Si le marché avait rebondi trop fortement l'année dernière, il s'est replié trop loin cette année.
Dans le reste de l’univers des émergents, la situation a été rendue encore plus compliquée par des calendriers électoraux chargés, notamment au Brésil.
Rien qui puisse cependant justifier l’ampleur ou l’intensité des ventes d’actifs émergents. Les corrections de cours qui se sont ensuivies ont donné naissance à des opportunités attractives pour les gérants actifs. Les monnaies et les obligations des économies fortes qui présentent de bonnes perspectives de croissance semblent à nouveau bon marché, à l’image de l’Afrique du Sud et du Mexique.
Plus généralement, la prime offerte par la dette des marchés émergents semble à présent intéressante.
Au lendemain de la crise asiatique des années 1990, de nombreux gouvernements ont pris des mesures pour renforcer leurs institutions et mettre en œuvre des politiques économiques prudentes et orientées sur le long terme, qui rendent à présent un fier service à leur pays. La plupart d’entre eux traversent une période de faible inflation, affichent de solides perspectives de croissance et voient leurs classes moyennes, qui viennent grossir toujours plus leur contingent électoral, prospérer.
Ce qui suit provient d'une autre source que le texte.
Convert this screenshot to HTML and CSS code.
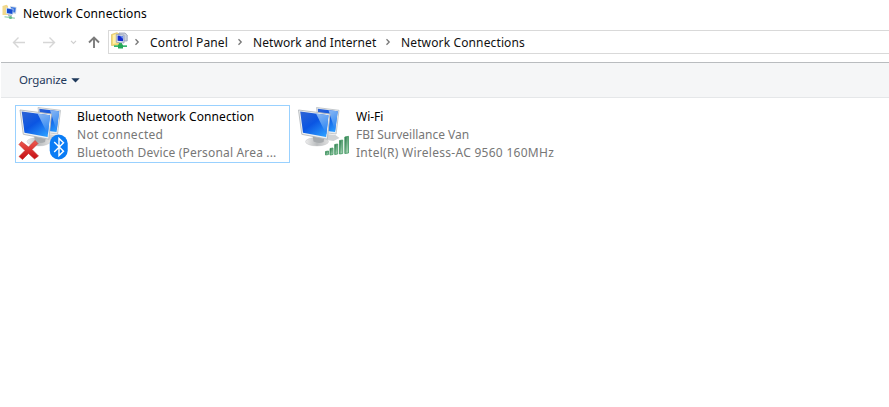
FILE: index.html
```html
<!DOCTYPE html>
<html lang="en">
<head>
<meta charset="utf-8">
<title>Network Connections</title>
<link rel="stylesheet" href="styles.css">
</head>
<body>
<svg class="defs" width="0" height="0">
  <defs>
    <linearGradient id="screen" x1="0" y1="0" x2=".8" y2="1"><stop offset="0" stop-color="#2f64d4"/><stop offset=".5" stop-color="#0b55e2"/><stop offset="1" stop-color="#2a9cff"/></linearGradient>
    <linearGradient id="shine" x1="0" y1="0" x2=".3" y2="1"><stop offset="0" stop-color="#8db8f2"/><stop offset="1" stop-color="#2a86f4"/></linearGradient>
    <linearGradient id="bar" x1="0" y1="0" x2="1" y2="1"><stop offset="0" stop-color="#1d7040"/><stop offset="1" stop-color="#c0eacb"/></linearGradient>
    <linearGradient id="cross" x1="0" y1="0" x2="0" y2="1"><stop offset="0" stop-color="#ef5a50"/><stop offset="1" stop-color="#c40c12"/></linearGradient>
    <linearGradient id="metal" x1="0" y1="0" x2="1" y2="0"><stop offset="0" stop-color="#ededed"/><stop offset=".5" stop-color="#b9bcbe"/><stop offset="1" stop-color="#e0e0e0"/></linearGradient>
    <symbol id="pcs" viewBox="0 0 54 56">
      <path d="M29 28L38 29 42 32 36 35 29 34Z" fill="#d0d3d5"/>
      <path d="M19 1.5L41.5 4.3 38.6 28 22 26Z" fill="#e9edf0" stroke="#b9bec2" stroke-width=".8"/>
      <path d="M20.3 2.8L40.2 5.3 37.5 26 22 24Z" fill="url(#screen)"/>
      <path d="M31 4.2L40.2 5.3 37.7 25Z" fill="url(#shine)"/>
      <ellipse cx="19.5" cy="35.7" rx="11.5" ry="4.2" fill="url(#metal)" stroke="#c5c7c8" stroke-width=".5"/>
      <path d="M15 29L27 31 26 36Q21 38 16 35.5Z" fill="#a7abae"/>
      <path d="M1 4L32.5 8 29.8 33.2 4.3 28.3Z" fill="#eef1f3" stroke="#b4b9bd" stroke-width=".9"/>
      <path d="M2.7 5.6L31 9.2 28.6 31 5.5 26.7Z" fill="url(#screen)"/>
      <path d="M18.5 7.6L31 9.2 28.9 28.5Z" fill="url(#shine)"/>
    </symbol>
    <symbol id="net" viewBox="0 0 17 17">
      <path d="M.5 2.5L6 .7 8 2V13L.5 13.5Z" fill="#f6dc78" stroke="#d7bd62" stroke-width=".7"/>
      <path d="M2 3L6 2V11L2 12Z" fill="#fff0a9"/>
      <path d="M8 1H14L16.2 3V9H8Z" fill="#c9d0de" stroke="#8994ac" stroke-width=".7"/>
      <path d="M5.3 2.3L13 3.2V11L5.3 10.3Z" fill="#e0e7f2" stroke="#8793ab" stroke-width=".7"/>
      <path d="M6.6 3.5L12.1 4.2V9.3L6.6 8.8Z" fill="#142cd0"/>
      <path d="M9 4L12.1 4.3V7Z" fill="#6f94f4"/>
      <path d="M8 11H11V13H8Z" fill="#34ab62"/>
      <path d="M3 13.3H16V15H3Z" fill="#35b66b"/>
      <path d="M7 12.5H12V16.5H7Z" fill="#23a757"/>
    </symbol>
  </defs>
</svg>
<header class="titlebar">
  <svg class="app-icon" width="16" height="16" viewBox="0 0 16 16">
    <path d="M.5 2L4.5.7 6 2V11L.5 11Z" fill="#f2d98c"/>
    <path d="M8 2L14.6 3 14 10 8 9Z" fill="#ccd9e8"/>
    <path d="M9 3L13.8 3.8 13.2 8.5 9 8Z" fill="#3672df"/>
    <path d="M4 3.5L11.5 4.7 11 11 4 9.8Z" fill="#cbdcf2"/>
    <path d="M5 4.6L10.8 5.6 10.3 9.9 5 9Z" fill="#174dd2"/>
    <path d="M6 10L10 11 10 12.5H6Z" fill="#b6bfc7"/>
    <path d="M2.5 12L13 13.5 12.8 15 2.5 13.5Z" fill="#a9d9be"/><circle cx="8.5" cy="13.5" r="1.6" fill="#63bc88"/>
  </svg>
  <span class="title">Network Connections</span>
</header>
<nav class="navbar">
  <svg class="arrows" width="108" height="26" viewBox="0 0 108 26" fill="none">
    <path d="M25 12.5H13.8M18.5 7.5L13.5 12.5 18.5 17.5" stroke="#d6d6d6" stroke-width="1.4"/>
    <path d="M43 12.5H54.2M49.5 7.5L54.5 12.5 49.5 17.5" stroke="#d6d6d6" stroke-width="1.4"/>
    <path d="M71 10.8L73.5 13.3 76 10.8" stroke="#cfcfcf" stroke-width="1.2"/>
    <path d="M94 18V7.5M89 12.5L94 7.5 99 12.5" stroke="#7b7b7b" stroke-width="1.9"/>
  </svg>
  <div class="address">
    <svg class="net-icon" width="17" height="17"><use href="#net"/></svg>
    <svg class="sep" width="6" height="8" viewBox="0 0 6 8"><path d="M1.5 1.3L4.2 4 1.5 6.7"/></svg>
    <span class="crumb crumb-panel">Control Panel</span>
    <svg class="sep" width="6" height="8" viewBox="0 0 6 8"><path d="M1.5 1.3L4.2 4 1.5 6.7"/></svg>
    <span class="crumb crumb-internet">Network and Internet</span>
    <svg class="sep" width="6" height="8" viewBox="0 0 6 8"><path d="M1.5 1.3L4.2 4 1.5 6.7"/></svg>
    <span class="crumb crumb-connections">Network Connections</span>
  </div>
</nav>
<div class="toolbar">
  <span class="organize">Organize</span>
  <svg width="9" height="5" viewBox="0 0 9 5"><path d="M.3 .3H8.7L4.5 4.6Z" fill="#1e395b"/></svg>
</div>
<main class="items">
  <section class="item selected">
    <svg class="device" width="54" height="56" viewBox="0 0 54 56">
      <use href="#pcs" x="1" width="54" height="56"/>
      <path d="M3.5 35.5L10.5 41 17 34.5 20 37.5 14 43.5 20.5 50 16.5 53 10.5 47.5 4.5 53.5 1 50.5 7 44.5 1 38.5Z" fill="url(#cross)" stroke="#c3302e" stroke-width=".6"/>
      <rect x="31.7" y="28.5" width="18" height="25" rx="9" fill="#0a7cf5"/>
      <path d="M36.2 36L45.5 45.2 41 49.5V32.5L45.5 36.8 36.2 46" fill="none" stroke="#fff" stroke-width="1.4"/>
    </svg>
    <div class="details"><div class="name name-bluetooth">Bluetooth Network Connection</div><div class="status-bluetooth">Not connected</div><div class="device-bluetooth">Bluetooth Device (Personal Area ...</div></div>
  </section>
  <section class="item">
    <svg class="device" width="54" height="56" viewBox="0 0 54 56">
      <use href="#pcs" x=".5" width="54" height="56"/>
      <g fill="url(#bar)" stroke="#3f9560" stroke-width=".8">
        <path d="M28.5 45.5L31.5 45V48.5L28.5 49Z"/><path d="M33 42.5L36 42V48.5L33 49Z"/><path d="M37.7 38.5L40.7 38V48L37.7 48.5Z"/><path d="M42.5 34.5L45.7 34V47.5L42.5 48Z"/><path d="M47.8 31L51.5 30.3V47L47.8 47.5Z"/>
      </g>
    </svg>
    <div class="details"><div class="name name-wifi">Wi-Fi</div><div class="status-wifi">FBI Surveillance Van</div><div class="device-wifi">Intel(R) Wireless-AC 9560 160MHz</div></div>
  </section>
</main>
</body>
</html>
```
FILE: styles.css
```css
* { box-sizing: border-box; }
body { margin: 0; width: 889px; height: 407px; overflow: hidden; background: #fff; color: #000; font: 12px/18px "Noto Sans", "Open Sans", sans-serif; white-space: nowrap; }
svg { display: block; flex: none; }
.defs { position: absolute; }
.titlebar { display: flex; height: 30px; padding: 5px 0 0 2px; }
.app-icon { margin: -1px 5px 0 0; }
.title, .crumb-connections { letter-spacing: .13px; }
.navbar { display: flex; height: 32px; }
.address { display: flex; flex: 1; align-items: center; height: 24px; border: 1px solid #d9d9d9; border-right: 0; padding-left: 2px; color: #111; }
.net-icon { margin: -3px 6px 0 0; }
.sep { fill: none; stroke: #777; stroke-width: 1.3; }
.crumb { margin: 2px 9px 0 10px; }
.crumb-panel { width: 78px; letter-spacing: .15px; }
.crumb-internet { width: 123px; letter-spacing: .06px; }
.toolbar { display: flex; align-items: center; gap: 5px; height: 36px; margin-left: 1px; padding-left: 18px; border-top: 1px solid #b9bcbf; border-bottom: 1px solid #e5e7e9; background: #f5f6f7; color: #1e395b; }
.organize { width: 47px; font-size: 11.5px; letter-spacing: -.15px; }
.items { display: flex; gap: 4px; padding: 7px 0 0 15px; }
.item { display: flex; width: 275px; height: 58px; border: 1px solid transparent; }
.selected { border-color: #99d1ff; }
.device { margin: 0 0 0 2px; }
.details { margin: 2px 0 0 5px; color: #777; }
.name { color: #000; }
.name-bluetooth { letter-spacing: .1px; }
.status-bluetooth { letter-spacing: .27px; }
.device-bluetooth { letter-spacing: .17px; }
.device-wifi { letter-spacing: .28px; }
```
Les devises des marchés émergents ont atteint leur point le plus bas face au dollar depuis au moins deux décennies, d’après les mesures d’évaluation de nos économistes. Ces monnaies souffrent d’une sous-évaluation de 20% par rapport au billet vert, et le renminbi est meilleur marché que jamais en parité de pouvoir d’achat. En outre, les obligations en dollars des marchés émergents affichent un rendement de 6,4%, plus du double de leurs homologues américaines.
Dans ce genre de situation, il faut un peu de courage et une grande dose d’analyse objective pour investir. Les récompenses potentielles sont toutefois à la mesure des risques.